A common workflow is to run a normality check first, then decide whether to use a parametric or nonparametric test based on the result.

import numpy as np
import warnings
from scipy import stats

np.random.seed(31)
warnings.filterwarnings("ignore", category=FutureWarning)

sample = np.random.exponential(scale=1.2, size=120)
shapiro = stats.shapiro(sample)

print(f"Shapiro-Wilk p-value: {shapiro.pvalue:.6f}")
if shapiro.pvalue < 0.05:
    print("Conclusion: the sample is not well modeled as normal; consider a nonparametric method.")
else:
    print("Conclusion: the sample does not show a strong departure from normality.")

Shapiro-Wilk p-value: 0.000000
Conclusion: the sample is not well modeled as normal; consider a nonparametric method.

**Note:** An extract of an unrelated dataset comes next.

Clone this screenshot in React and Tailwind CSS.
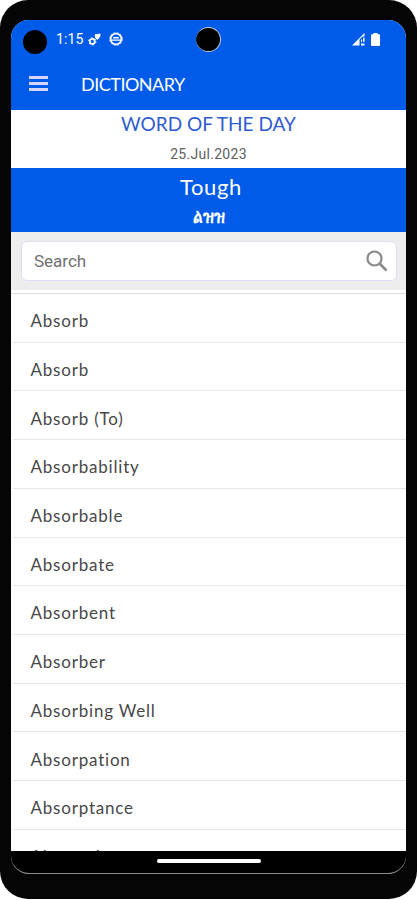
const words = [
  "Absorb",
  "Absorb",
  "Absorb (To)",
  "Absorbability",
  "Absorbable",
  "Absorbate",
  "Absorbent",
  "Absorber",
  "Absorbing Well",
  "Absorpation",
  "Absorptance",
  "Absorption",
];

function StatusBar() {
  return (
    <div className="relative flex h-[38px] items-center justify-between pl-[45px] pr-[26px] text-white">
      <span className="absolute left-[12px] top-[10px] h-[24px] w-[24px] rounded-full bg-black" />
      <span className="absolute left-[185px] top-[7px] h-[25px] w-[25px] rounded-full border border-l-0 border-white/80 bg-black" />
      <div className="flex items-center">
        <span className="w-[28px] font-[Roboto] text-[14px] leading-none tracking-[0.1px]">
          1:15
        </span>
        <svg className="ml-[4px] h-[13px] w-[13px]" viewBox="0 0 13 13" fill="none">
          <circle cx="4.3" cy="8.4" r="2.5" stroke="white" strokeWidth="1.7" />
          <circle
            cx="4.3"
            cy="8.4"
            r="3.6"
            stroke="white"
            strokeWidth="1"
            strokeDasharray="1.8 1.97"
          />
          <circle cx="9.3" cy="3.2" r="2.2" fill="white" />
          <path d="M7 .9l2 .6 2-1.1 1.5.6-.2 2.5-1.5 2-1.5 1.5-1.5-1.5-1-2z" fill="white" />
        </svg>
        <svg className="ml-[8px] h-[14px] w-[14px]" viewBox="0 0 14 14" fill="none">
          <circle cx="7" cy="7" r="5.4" stroke="white" strokeWidth="1.7" />
          <circle
            cx="7"
            cy="7"
            r="6.5"
            stroke="white"
            strokeWidth="0.6"
            strokeDasharray="2 1.4"
          />
          <path d="M4.2 5.7h5.6M1.800 8.100h10.400" stroke="white" strokeWidth="1.4" />
        </svg>
      </div>
      <div className="flex items-center gap-[5px]">
        <svg className="h-[13px] w-[14px]" viewBox="0 0 14 13">
          <path d="M0 12.5 12.5 0v3.5h-2l-3 3v6z" fill="white" />
          <path d="M11 4.8h1.5v4H11zM9 10.5h3.5v2H9zM9 6.5h1v2.5H9z" fill="white" />
        </svg>
        <svg className="h-[13px] w-[9px]" viewBox="0 0 9 13">
          <path d="M2.5 0h4v1.3H8q1 0 1 1V12q0 1-1 1H1q-1 0-1-1V2.3q0-1 1-1h1.5z" fill="white" />
        </svg>
      </div>
    </div>
  );
}

function AppBar() {
  return (
    <div className="flex h-[52px] items-center pl-[18px] text-white">
      <div className="-mt-px flex w-[19px] flex-col gap-[3px]">
        <span className="h-[3px] bg-[#d5d5ff]" />
        <span className="h-[3px] bg-[#d5d5ff]" />
        <span className="h-[3px] bg-[#d5d5ff]" />
      </div>
      <h1 className="-mt-px ml-[33px] text-[18px] leading-none tracking-[-0.5px]">DICTIONARY</h1>
    </div>
  );
}

function WordOfTheDay() {
  return (
    <section className="text-center">
      <div className="flex h-[58px] flex-col items-center bg-white">
        <h2 className="mt-[3px] text-[19px] leading-[22px] text-[#2f5ccf]">
          WORD OF THE DAY
        </h2>
        <p className="mt-[9px] font-[Roboto] text-[14px] leading-[20px] tracking-[0.3px] text-[#606060]">
          25.Jul.2023
        </p>
      </div>
      <div className="flex h-[64px] flex-col items-center bg-[#005be8] text-white">
        <p className="mt-[6px] pl-[5px] text-[22px] leading-[26px] tracking-[0.6px]">Tough</p>
        <p className="mt-[5px] scale-y-[1.3] text-[15px] font-bold leading-[20px]">ልዝዝ</p>
      </div>
    </section>
  );
}

function SearchBox() {
  return (
    <div className="h-[58px] bg-[#ededed] pl-[10px] pr-[9px] pt-[9px]">
      <div className="flex h-[40px] items-center rounded-[6px] border border-[#dcdcf4] bg-white pl-[12px] pr-[8px]">
        <input
          className="w-0 flex-1 pt-[2px] font-[Roboto] text-[17px] outline-none placeholder:text-[#707070]"
          placeholder="Search"
        />
        <svg className="h-[22px] w-[22px]" viewBox="0 0 22 22" fill="none" stroke="#8a8a8a">
          <circle cx="8.500" cy="8.500" r="7" strokeWidth="2.200" />
          <path d="M13.500 13.500l7 7" strokeWidth="2.700" />
        </svg>
      </div>
    </div>
  );
}

function WordList() {
  return (
    <ul className="mt-[3px] flex-1 overflow-hidden border-t border-[#dedede] bg-white">
      {words.map((word, i) => (
        <li
          key={i}
          className="ml-[2px] flex h-[48.73px] items-center border-b-[1.5px] border-[#e6e6e6] pl-[17.5px] pt-[6px] text-[17px] tracking-[0.8px] text-[#484848]"
        >
          {word}
        </li>
      ))}
    </ul>
  );
}

export default function App() {
  return (
    <div className="h-[900px] w-[417px] bg-white font-[Lato,sans-serif]">
      <div className="flex h-[899px] w-[417px] flex-col rounded-[28px] bg-[#050505] pb-[25px] pl-[11px] pr-[11px] pt-[20px]">
        <div className="flex min-h-0 flex-1 flex-col overflow-hidden rounded-[18px] border-b border-[#8a8a8a] bg-white">
          <header className="bg-[#005be8]">
            <StatusBar />
            <AppBar />
          </header>
          <WordOfTheDay />
          <SearchBox />
          <WordList />
          <div className="flex h-[22px] justify-center bg-black pt-[8px]">
            <span className="h-[4px] w-[104px] rounded-full bg-white" />
          </div>
        </div>
      </div>
    </div>
  );
}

- Exponential data will almost always fail a normality test — this example is designed to demonstrate the decision branch you'd take in practice.
- If the test rejects normality, consider the [Mann-Whitney U test](/tutorials/mann-whitney-u-test-with-scipy) (in place of a t-test) or the [Kolmogorov-Smirnov test](/tutorials/kolmogorov-smirnov-test-with-scipy) to compare distributions without the normality assumption.

### Conclusion

Use normality tests as a first-pass check, but don't rely on them alone — pair every formal test with a histogram and Q-Q plot. For small samples, formal tests have low power; for large samples, they're over-sensitive to trivial deviations. The practical question is whether the departure from normality is severe enough to undermine the test you want to run.

For robust alternatives that don't assume normality, see the [Mann-Whitney U test](/tutorials/mann-whitney-u-test-with-scipy) and the [Kolmogorov-Smirnov test](/tutorials/kolmogorov-smirnov-test-with-scipy).